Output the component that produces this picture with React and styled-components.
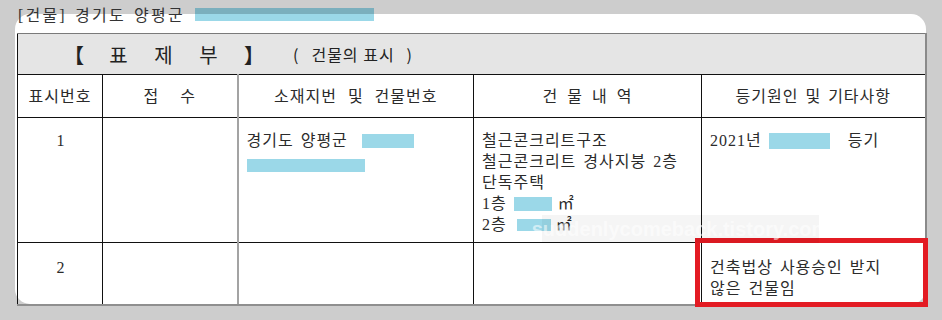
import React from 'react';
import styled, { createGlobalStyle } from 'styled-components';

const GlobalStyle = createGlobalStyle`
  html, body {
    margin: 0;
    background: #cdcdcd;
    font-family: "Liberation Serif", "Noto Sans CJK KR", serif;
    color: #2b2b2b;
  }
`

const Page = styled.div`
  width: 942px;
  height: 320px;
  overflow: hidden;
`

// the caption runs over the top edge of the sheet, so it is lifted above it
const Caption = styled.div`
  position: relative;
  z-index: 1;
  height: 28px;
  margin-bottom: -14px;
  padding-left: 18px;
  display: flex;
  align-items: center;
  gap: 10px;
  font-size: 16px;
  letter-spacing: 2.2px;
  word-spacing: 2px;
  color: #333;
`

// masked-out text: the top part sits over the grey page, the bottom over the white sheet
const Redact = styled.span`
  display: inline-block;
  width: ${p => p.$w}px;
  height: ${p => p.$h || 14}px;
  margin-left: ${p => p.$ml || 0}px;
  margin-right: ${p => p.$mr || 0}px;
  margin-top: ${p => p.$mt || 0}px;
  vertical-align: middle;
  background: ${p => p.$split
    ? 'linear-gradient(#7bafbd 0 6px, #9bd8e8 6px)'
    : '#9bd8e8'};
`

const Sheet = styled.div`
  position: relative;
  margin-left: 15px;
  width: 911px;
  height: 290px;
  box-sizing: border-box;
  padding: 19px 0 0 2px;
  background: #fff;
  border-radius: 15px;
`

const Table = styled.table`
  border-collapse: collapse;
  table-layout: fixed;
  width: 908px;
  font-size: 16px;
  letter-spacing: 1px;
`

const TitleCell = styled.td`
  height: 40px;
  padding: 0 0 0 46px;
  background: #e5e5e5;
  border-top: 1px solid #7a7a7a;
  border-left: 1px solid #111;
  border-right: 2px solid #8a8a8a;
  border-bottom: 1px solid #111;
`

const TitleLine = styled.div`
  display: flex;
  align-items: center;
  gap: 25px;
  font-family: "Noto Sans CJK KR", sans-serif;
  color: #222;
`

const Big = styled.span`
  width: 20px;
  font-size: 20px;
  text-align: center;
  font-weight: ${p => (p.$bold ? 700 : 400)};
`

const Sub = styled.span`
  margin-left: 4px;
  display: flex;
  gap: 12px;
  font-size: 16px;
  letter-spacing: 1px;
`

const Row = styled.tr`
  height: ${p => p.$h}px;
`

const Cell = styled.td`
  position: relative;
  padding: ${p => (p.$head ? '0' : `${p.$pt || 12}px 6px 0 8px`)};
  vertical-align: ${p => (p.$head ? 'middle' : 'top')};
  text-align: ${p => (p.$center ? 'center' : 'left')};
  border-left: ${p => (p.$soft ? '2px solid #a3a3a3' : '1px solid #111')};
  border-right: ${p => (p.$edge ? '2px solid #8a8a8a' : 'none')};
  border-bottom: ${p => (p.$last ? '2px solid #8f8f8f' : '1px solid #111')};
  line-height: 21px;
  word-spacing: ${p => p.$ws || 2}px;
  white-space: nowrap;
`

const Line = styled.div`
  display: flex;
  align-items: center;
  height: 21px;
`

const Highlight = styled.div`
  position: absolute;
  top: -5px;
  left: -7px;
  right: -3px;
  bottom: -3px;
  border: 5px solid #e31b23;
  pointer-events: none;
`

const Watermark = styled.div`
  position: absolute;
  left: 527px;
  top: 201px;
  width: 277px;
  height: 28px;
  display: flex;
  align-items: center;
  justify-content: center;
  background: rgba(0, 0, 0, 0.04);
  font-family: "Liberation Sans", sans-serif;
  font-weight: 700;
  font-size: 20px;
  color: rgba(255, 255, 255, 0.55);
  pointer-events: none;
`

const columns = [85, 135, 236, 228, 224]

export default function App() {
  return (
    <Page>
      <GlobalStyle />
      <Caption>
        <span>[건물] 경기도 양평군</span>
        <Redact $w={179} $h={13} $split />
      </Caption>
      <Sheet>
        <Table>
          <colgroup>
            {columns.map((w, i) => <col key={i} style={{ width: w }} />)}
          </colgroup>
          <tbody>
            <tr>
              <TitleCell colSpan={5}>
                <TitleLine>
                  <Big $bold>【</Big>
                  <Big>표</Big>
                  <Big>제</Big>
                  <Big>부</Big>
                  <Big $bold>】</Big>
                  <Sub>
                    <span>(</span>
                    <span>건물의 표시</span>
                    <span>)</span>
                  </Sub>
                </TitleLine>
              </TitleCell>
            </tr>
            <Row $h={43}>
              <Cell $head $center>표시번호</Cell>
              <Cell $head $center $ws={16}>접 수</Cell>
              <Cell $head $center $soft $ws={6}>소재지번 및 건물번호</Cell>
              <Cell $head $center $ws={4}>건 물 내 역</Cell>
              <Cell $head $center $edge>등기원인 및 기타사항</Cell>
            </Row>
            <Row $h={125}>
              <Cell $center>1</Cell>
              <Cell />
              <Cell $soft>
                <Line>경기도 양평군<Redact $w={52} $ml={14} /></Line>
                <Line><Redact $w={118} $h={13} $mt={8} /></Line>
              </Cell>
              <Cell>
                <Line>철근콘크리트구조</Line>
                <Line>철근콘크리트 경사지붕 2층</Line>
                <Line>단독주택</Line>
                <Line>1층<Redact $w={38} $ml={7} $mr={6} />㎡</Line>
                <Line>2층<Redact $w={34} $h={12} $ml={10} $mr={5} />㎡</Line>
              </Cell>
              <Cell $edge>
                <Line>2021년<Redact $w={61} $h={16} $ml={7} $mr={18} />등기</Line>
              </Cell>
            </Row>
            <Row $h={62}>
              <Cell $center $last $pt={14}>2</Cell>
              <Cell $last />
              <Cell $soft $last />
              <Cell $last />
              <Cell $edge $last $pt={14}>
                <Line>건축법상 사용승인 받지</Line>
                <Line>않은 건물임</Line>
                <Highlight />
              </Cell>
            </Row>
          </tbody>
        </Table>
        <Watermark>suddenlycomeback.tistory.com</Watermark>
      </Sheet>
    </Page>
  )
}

**Job**
Leave out the pictures and restate everything else word for word.

**Response**
Output the component that produces this picture with React and styled-components.
import React from 'react';
import styled, { createGlobalStyle } from 'styled-components';

const GlobalStyle = createGlobalStyle`
  html, body {
    margin: 0;
    background: #cdcdcd;
    font-family: "Liberation Serif", "Noto Sans CJK KR", serif;
    color: #2b2b2b;
  }
`

const Page = styled.div`
  width: 942px;
  height: 320px;
  overflow: hidden;
`

// the caption runs over the top edge of the sheet, so it is lifted above it
const Caption = styled.div`
  position: relative;
  z-index: 1;
  height: 28px;
  margin-bottom: -14px;
  padding-left: 18px;
  display: flex;
  align-items: center;
  gap: 10px;
  font-size: 16px;
  letter-spacing: 2.2px;
  word-spacing: 2px;
  color: #333;
`

// masked-out text: the top part sits over the grey page, the bottom over the white sheet
const Redact = styled.span`
  display: inline-block;
  width: ${p => p.$w}px;
  height: ${p => p.$h || 14}px;
  margin-left: ${p => p.$ml || 0}px;
  margin-right: ${p => p.$mr || 0}px;
  margin-top: ${p => p.$mt || 0}px;
  vertical-align: middle;
  background: ${p => p.$split
    ? 'linear-gradient(#7bafbd 0 6px, #9bd8e8 6px)'
    : '#9bd8e8'};
`

const Sheet = styled.div`
  position: relative;
  margin-left: 15px;
  width: 911px;
  height: 290px;
  box-sizing: border-box;
  padding: 19px 0 0 2px;
  background: #fff;
  border-radius: 15px;
`

const Table = styled.table`
  border-collapse: collapse;
  table-layout: fixed;
  width: 908px;
  font-size: 16px;
  letter-spacing: 1px;
`

const TitleCell = styled.td`
  height: 40px;
  padding: 0 0 0 46px;
  background: #e5e5e5;
  border-top: 1px solid #7a7a7a;
  border-left: 1px solid #111;
  border-right: 2px solid #8a8a8a;
  border-bottom: 1px solid #111;
`

const TitleLine = styled.div`
  display: flex;
  align-items: center;
  gap: 25px;
  font-family: "Noto Sans CJK KR", sans-serif;
  color: #222;
`

const Big = styled.span`
  width: 20px;
  font-size: 20px;
  text-align: center;
  font-weight: ${p => (p.$bold ? 700 : 400)};
`

const Sub = styled.span`
  margin-left: 4px;
  display: flex;
  gap: 12px;
  font-size: 16px;
  letter-spacing: 1px;
`

const Row = styled.tr`
  height: ${p => p.$h}px;
`

const Cell = styled.td`
  position: relative;
  padding: ${p => (p.$head ? '0' : `${p.$pt || 12}px 6px 0 8px`)};
  vertical-align: ${p => (p.$head ? 'middle' : 'top')};
  text-align: ${p => (p.$center ? 'center' : 'left')};
  border-left: ${p => (p.$soft ? '2px solid #a3a3a3' : '1px solid #111')};
  border-right: ${p => (p.$edge ? '2px solid #8a8a8a' : 'none')};
  border-bottom: ${p => (p.$last ? '2px solid #8f8f8f' : '1px solid #111')};
  line-height: 21px;
  word-spacing: ${p => p.$ws || 2}px;
  white-space: nowrap;
`

const Line = styled.div`
  display: flex;
  align-items: center;
  height: 21px;
`

const Highlight = styled.div`
  position: absolute;
  top: -5px;
  left: -7px;
  right: -3px;
  bottom: -3px;
  border: 5px solid #e31b23;
  pointer-events: none;
`

const Watermark = styled.div`
  position: absolute;
  left: 527px;
  top: 201px;
  width: 277px;
  height: 28px;
  display: flex;
  align-items: center;
  justify-content: center;
  background: rgba(0, 0, 0, 0.04);
  font-family: "Liberation Sans", sans-serif;
  font-weight: 700;
  font-size: 20px;
  color: rgba(255, 255, 255, 0.55);
  pointer-events: none;
`

const columns = [85, 135, 236, 228, 224]

export default function App() {
  return (
    <Page>
      <GlobalStyle />
      <Caption>
        <span>[건물] 경기도 양평군</span>
        <Redact $w={179} $h={13} $split />
      </Caption>
      <Sheet>
        <Table>
          <colgroup>
            {columns.map((w, i) => <col key={i} style={{ width: w }} />)}
          </colgroup>
          <tbody>
            <tr>
              <TitleCell colSpan={5}>
                <TitleLine>
                  <Big $bold>【</Big>
                  <Big>표</Big>
                  <Big>제</Big>
                  <Big>부</Big>
                  <Big $bold>】</Big>
                  <Sub>
                    <span>(</span>
                    <span>건물의 표시</span>
                    <span>)</span>
                  </Sub>
                </TitleLine>
              </TitleCell>
            </tr>
            <Row $h={43}>
              <Cell $head $center>표시번호</Cell>
              <Cell $head $center $ws={16}>접 수</Cell>
              <Cell $head $center $soft $ws={6}>소재지번 및 건물번호</Cell>
              <Cell $head $center $ws={4}>건 물 내 역</Cell>
              <Cell $head $center $edge>등기원인 및 기타사항</Cell>
            </Row>
            <Row $h={125}>
              <Cell $center>1</Cell>
              <Cell />
              <Cell $soft>
                <Line>경기도 양평군<Redact $w={52} $ml={14} /></Line>
                <Line><Redact $w={118} $h={13} $mt={8} /></Line>
              </Cell>
              <Cell>
                <Line>철근콘크리트구조</Line>
                <Line>철근콘크리트 경사지붕 2층</Line>
                <Line>단독주택</Line>
                <Line>1층<Redact $w={38} $ml={7} $mr={6} />㎡</Line>
                <Line>2층<Redact $w={34} $h={12} $ml={10} $mr={5} />㎡</Line>
              </Cell>
              <Cell $edge>
                <Line>2021년<Redact $w={61} $h={16} $ml={7} $mr={18} />등기</Line>
              </Cell>
            </Row>
            <Row $h={62}>
              <Cell $center $last $pt={14}>2</Cell>
              <Cell $last />
              <Cell $soft $last />
              <Cell $last />
              <Cell $edge $last $pt={14}>
                <Line>건축법상 사용승인 받지</Line>
                <Line>않은 건물임</Line>
                <Highlight />
              </Cell>
            </Row>
          </tbody>
        </Table>
        <Watermark>suddenlycomeback.tistory.com</Watermark>
      </Sheet>
    </Page>
  )
}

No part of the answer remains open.